Business Report Economy

South Africans need a concrete plan for change Mr President, not promises

Neil Roets|Published

Consumers must be prioritised now. South Africans from all walks of life are bearing the economic burden that sustains the economy.

Image: GCIS

This week, when the President addresses 65 million South Africans during his State of the Nation Address (SONA), he will outline interventions for the coming financial year, flag the challenges ahead and highlight the country’s achievements. With the eyes of the nation upon him, he will outline the government’s agenda for the coming year.

My wish, Mr. President, is that you will respond to the urgent questions of ordinary South Africans who will be listening with the hope that you have heard their voices. That you will announce firm plans to take decisive action in their best interest.

Consumers must be prioritised now. South Africans from all walks of life are bearing the economic burden that sustains the economy.

Over the past year and beyond, the people have been driven to their knees, mostly as a result of debilitating living costs that have spiralled out of control, infrastructure that is failing them, poor job creation and wages that fall far short of rising inflation.  

We desperately need solutions to the pressing challenges facing us all, including high unemployment, sluggish economic growth that has had a devastating impact on the quality of life of the man on the street, and essential living costs that have spiralled out of control, setting the scene for a nation of debt-ridden taxpayers who have reached the end of their tether.

None of this is new of course.  It simply needs to be pointed out while there is someone listening.

What we need right now is a plan of action for a change of course. 

Easing the burden

There is a need for immediate, tangible relief measures from the impact of inflation on everyday prices of essential goods and services, such as food, electricity, fuel and water. This is a burden too heavy to be carried by the man on the street.

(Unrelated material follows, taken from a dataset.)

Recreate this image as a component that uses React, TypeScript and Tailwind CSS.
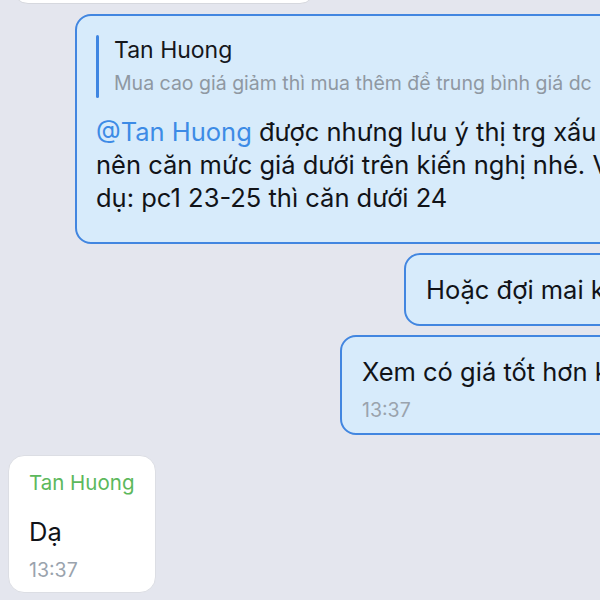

Plans to alleviate the cost-of living burden should be at the top of the agenda this year.

The Taps are running dry

Infrastructure constraints and neglect, particularly in electricity (Eskom) and water, have severely hindered long-term growth and private investment. Nowhere is the resultant impact more glaring than the current water crisis that threatens to destabilise the country.

As the universal adage goes, ‘Water is life’ – an unequivocal acknowledgement that water is the essential, irreplaceable foundation for all living things. The prime necessity of life, without which life cannot exist. 

South Africa is facing a worsening water crisis driven by failing municipal infrastructure, with national water reliability at only 68% and over 40% of water lost due to leaks.  Nowhere is this more evident right now than in Gauteng, where residents are confronting a deepening water crisis that exposes not only infrastructural decay and municipal failure but also a lack of governance. As always, when regulation fails, it is the most vulnerable who pay the price. This time millions of lives are at stake. Literally. 

Behind this is ageing water infrastructure, increased demand, and delays to the second phase of the Lesotho Highlands project, all of which are in the hands of government. As a result, the national Department of Water has called for a 40% reduction in water use from Gauteng’s residents to stave off further shortages and limit the pressure on infrastructure.

I and millions of my fellow countrymen understand the call to use water sparingly and regard it as a precious life resource. I return an even stronger call for government to take care of our water infrastructure, resources and management.

Otherwise, how will the country’s population survive without a steady and secure water supply?

Surely this must be at the very top of the agenda of this year’s SONA.

Electricity Reforms

According to Business Leadership South Africa (BLSA) CEO Busi Mavuso, the strong electricity reforms that paved the way to ending load shedding and bring rates down in South Africa are at risk of being undone and heading backwards.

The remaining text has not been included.